▶ OBJECTIVE: Output the data exactly, with every line intact.

▶ SUPPLIED DATA:
* BEGIN *
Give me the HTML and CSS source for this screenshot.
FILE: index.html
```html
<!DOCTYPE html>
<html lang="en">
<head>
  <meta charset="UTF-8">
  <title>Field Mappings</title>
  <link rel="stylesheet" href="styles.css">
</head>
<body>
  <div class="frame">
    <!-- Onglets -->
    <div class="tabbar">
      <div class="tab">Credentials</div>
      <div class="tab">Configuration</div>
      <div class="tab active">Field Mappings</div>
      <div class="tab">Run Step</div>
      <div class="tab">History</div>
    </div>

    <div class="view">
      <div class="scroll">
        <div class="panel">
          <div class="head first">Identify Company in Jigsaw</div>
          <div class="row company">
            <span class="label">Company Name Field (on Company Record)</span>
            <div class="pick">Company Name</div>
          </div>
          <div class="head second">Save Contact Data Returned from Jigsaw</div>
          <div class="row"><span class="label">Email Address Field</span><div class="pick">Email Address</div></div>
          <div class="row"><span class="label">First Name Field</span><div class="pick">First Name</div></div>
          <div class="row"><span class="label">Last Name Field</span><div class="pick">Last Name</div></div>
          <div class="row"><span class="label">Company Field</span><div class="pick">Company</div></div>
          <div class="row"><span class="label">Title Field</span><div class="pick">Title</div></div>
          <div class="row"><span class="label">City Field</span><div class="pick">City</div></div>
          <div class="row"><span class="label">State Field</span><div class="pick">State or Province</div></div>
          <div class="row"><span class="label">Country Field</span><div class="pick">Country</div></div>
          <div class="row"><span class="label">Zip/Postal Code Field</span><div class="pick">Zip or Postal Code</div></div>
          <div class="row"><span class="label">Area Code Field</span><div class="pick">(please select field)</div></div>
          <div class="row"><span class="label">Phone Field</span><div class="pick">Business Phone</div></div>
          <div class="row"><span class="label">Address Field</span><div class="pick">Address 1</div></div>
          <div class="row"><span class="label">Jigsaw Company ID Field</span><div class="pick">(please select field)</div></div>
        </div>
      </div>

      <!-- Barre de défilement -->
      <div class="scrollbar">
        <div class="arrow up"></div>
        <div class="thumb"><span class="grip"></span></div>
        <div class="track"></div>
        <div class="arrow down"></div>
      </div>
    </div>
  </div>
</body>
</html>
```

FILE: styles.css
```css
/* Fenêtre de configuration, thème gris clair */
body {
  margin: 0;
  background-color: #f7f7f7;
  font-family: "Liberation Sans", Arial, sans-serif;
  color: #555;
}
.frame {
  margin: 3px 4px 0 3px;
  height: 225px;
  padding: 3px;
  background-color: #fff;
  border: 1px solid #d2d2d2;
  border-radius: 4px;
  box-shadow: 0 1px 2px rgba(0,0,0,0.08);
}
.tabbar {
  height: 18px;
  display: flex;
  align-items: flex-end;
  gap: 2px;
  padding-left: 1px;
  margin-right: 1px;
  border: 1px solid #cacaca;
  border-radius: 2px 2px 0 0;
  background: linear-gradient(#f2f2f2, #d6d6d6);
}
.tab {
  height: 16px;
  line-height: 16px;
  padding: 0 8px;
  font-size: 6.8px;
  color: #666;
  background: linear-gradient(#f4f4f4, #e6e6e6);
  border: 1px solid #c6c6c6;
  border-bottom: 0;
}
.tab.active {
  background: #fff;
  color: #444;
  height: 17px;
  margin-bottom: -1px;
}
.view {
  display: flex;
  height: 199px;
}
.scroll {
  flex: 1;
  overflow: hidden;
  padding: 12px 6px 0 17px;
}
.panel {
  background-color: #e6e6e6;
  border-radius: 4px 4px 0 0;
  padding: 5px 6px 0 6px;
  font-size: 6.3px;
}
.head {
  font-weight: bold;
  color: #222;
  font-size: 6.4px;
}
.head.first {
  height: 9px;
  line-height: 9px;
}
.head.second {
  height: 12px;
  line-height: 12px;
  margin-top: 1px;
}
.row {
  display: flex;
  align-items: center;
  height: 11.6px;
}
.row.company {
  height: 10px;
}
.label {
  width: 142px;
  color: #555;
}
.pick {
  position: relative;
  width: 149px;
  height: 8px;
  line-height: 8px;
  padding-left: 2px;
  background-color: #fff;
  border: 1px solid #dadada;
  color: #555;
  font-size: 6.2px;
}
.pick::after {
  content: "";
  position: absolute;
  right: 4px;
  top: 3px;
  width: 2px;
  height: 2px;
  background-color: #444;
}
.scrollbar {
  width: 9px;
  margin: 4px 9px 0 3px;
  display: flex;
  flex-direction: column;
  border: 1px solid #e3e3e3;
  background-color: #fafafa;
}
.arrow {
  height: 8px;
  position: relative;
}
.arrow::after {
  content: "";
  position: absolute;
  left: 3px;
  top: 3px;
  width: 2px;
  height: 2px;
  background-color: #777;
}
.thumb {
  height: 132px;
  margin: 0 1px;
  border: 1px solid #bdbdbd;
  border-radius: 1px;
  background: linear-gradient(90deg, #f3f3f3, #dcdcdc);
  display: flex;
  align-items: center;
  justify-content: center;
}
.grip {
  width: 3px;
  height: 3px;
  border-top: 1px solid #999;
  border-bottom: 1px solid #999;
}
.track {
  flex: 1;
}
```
* END *
▶ TASK OUTPUT:
Give me the HTML and CSS source for this screenshot.
FILE: index.html
```html
<!DOCTYPE html>
<html lang="en">
<head>
  <meta charset="UTF-8">
  <title>Field Mappings</title>
  <link rel="stylesheet" href="styles.css">
</head>
<body>
  <div class="frame">
    <!-- Onglets -->
    <div class="tabbar">
      <div class="tab">Credentials</div>
      <div class="tab">Configuration</div>
      <div class="tab active">Field Mappings</div>
      <div class="tab">Run Step</div>
      <div class="tab">History</div>
    </div>

    <div class="view">
      <div class="scroll">
        <div class="panel">
          <div class="head first">Identify Company in Jigsaw</div>
          <div class="row company">
            <span class="label">Company Name Field (on Company Record)</span>
            <div class="pick">Company Name</div>
          </div>
          <div class="head second">Save Contact Data Returned from Jigsaw</div>
          <div class="row"><span class="label">Email Address Field</span><div class="pick">Email Address</div></div>
          <div class="row"><span class="label">First Name Field</span><div class="pick">First Name</div></div>
          <div class="row"><span class="label">Last Name Field</span><div class="pick">Last Name</div></div>
          <div class="row"><span class="label">Company Field</span><div class="pick">Company</div></div>
          <div class="row"><span class="label">Title Field</span><div class="pick">Title</div></div>
          <div class="row"><span class="label">City Field</span><div class="pick">City</div></div>
          <div class="row"><span class="label">State Field</span><div class="pick">State or Province</div></div>
          <div class="row"><span class="label">Country Field</span><div class="pick">Country</div></div>
          <div class="row"><span class="label">Zip/Postal Code Field</span><div class="pick">Zip or Postal Code</div></div>
          <div class="row"><span class="label">Area Code Field</span><div class="pick">(please select field)</div></div>
          <div class="row"><span class="label">Phone Field</span><div class="pick">Business Phone</div></div>
          <div class="row"><span class="label">Address Field</span><div class="pick">Address 1</div></div>
          <div class="row"><span class="label">Jigsaw Company ID Field</span><div class="pick">(please select field)</div></div>
        </div>
      </div>

      <!-- Barre de défilement -->
      <div class="scrollbar">
        <div class="arrow up"></div>
        <div class="thumb"><span class="grip"></span></div>
        <div class="track"></div>
        <div class="arrow down"></div>
      </div>
    </div>
  </div>
</body>
</html>
```

FILE: styles.css
```css
/* Fenêtre de configuration, thème gris clair */
body {
  margin: 0;
  background-color: #f7f7f7;
  font-family: "Liberation Sans", Arial, sans-serif;
  color: #555;
}
.frame {
  margin: 3px 4px 0 3px;
  height: 225px;
  padding: 3px;
  background-color: #fff;
  border: 1px solid #d2d2d2;
  border-radius: 4px;
  box-shadow: 0 1px 2px rgba(0,0,0,0.08);
}
.tabbar {
  height: 18px;
  display: flex;
  align-items: flex-end;
  gap: 2px;
  padding-left: 1px;
  margin-right: 1px;
  border: 1px solid #cacaca;
  border-radius: 2px 2px 0 0;
  background: linear-gradient(#f2f2f2, #d6d6d6);
}
.tab {
  height: 16px;
  line-height: 16px;
  padding: 0 8px;
  font-size: 6.8px;
  color: #666;
  background: linear-gradient(#f4f4f4, #e6e6e6);
  border: 1px solid #c6c6c6;
  border-bottom: 0;
}
.tab.active {
  background: #fff;
  color: #444;
  height: 17px;
  margin-bottom: -1px;
}
.view {
  display: flex;
  height: 199px;
}
.scroll {
  flex: 1;
  overflow: hidden;
  padding: 12px 6px 0 17px;
}
.panel {
  background-color: #e6e6e6;
  border-radius: 4px 4px 0 0;
  padding: 5px 6px 0 6px;
  font-size: 6.3px;
}
.head {
  font-weight: bold;
  color: #222;
  font-size: 6.4px;
}
.head.first {
  height: 9px;
  line-height: 9px;
}
.head.second {
  height: 12px;
  line-height: 12px;
  margin-top: 1px;
}
.row {
  display: flex;
  align-items: center;
  height: 11.6px;
}
.row.company {
  height: 10px;
}
.label {
  width: 142px;
  color: #555;
}
.pick {
  position: relative;
  width: 149px;
  height: 8px;
  line-height: 8px;
  padding-left: 2px;
  background-color: #fff;
  border: 1px solid #dadada;
  color: #555;
  font-size: 6.2px;
}
.pick::after {
  content: "";
  position: absolute;
  right: 4px;
  top: 3px;
  width: 2px;
  height: 2px;
  background-color: #444;
}
.scrollbar {
  width: 9px;
  margin: 4px 9px 0 3px;
  display: flex;
  flex-direction: column;
  border: 1px solid #e3e3e3;
  background-color: #fafafa;
}
.arrow {
  height: 8px;
  position: relative;
}
.arrow::after {
  content: "";
  position: absolute;
  left: 3px;
  top: 3px;
  width: 2px;
  height: 2px;
  background-color: #777;
}
.thumb {
  height: 132px;
  margin: 0 1px;
  border: 1px solid #bdbdbd;
  border-radius: 1px;
  background: linear-gradient(90deg, #f3f3f3, #dcdcdc);
  display: flex;
  align-items: center;
  justify-content: center;
}
.grip {
  width: 3px;
  height: 3px;
  border-top: 1px solid #999;
  border-bottom: 1px solid #999;
}
.track {
  flex: 1;
}
```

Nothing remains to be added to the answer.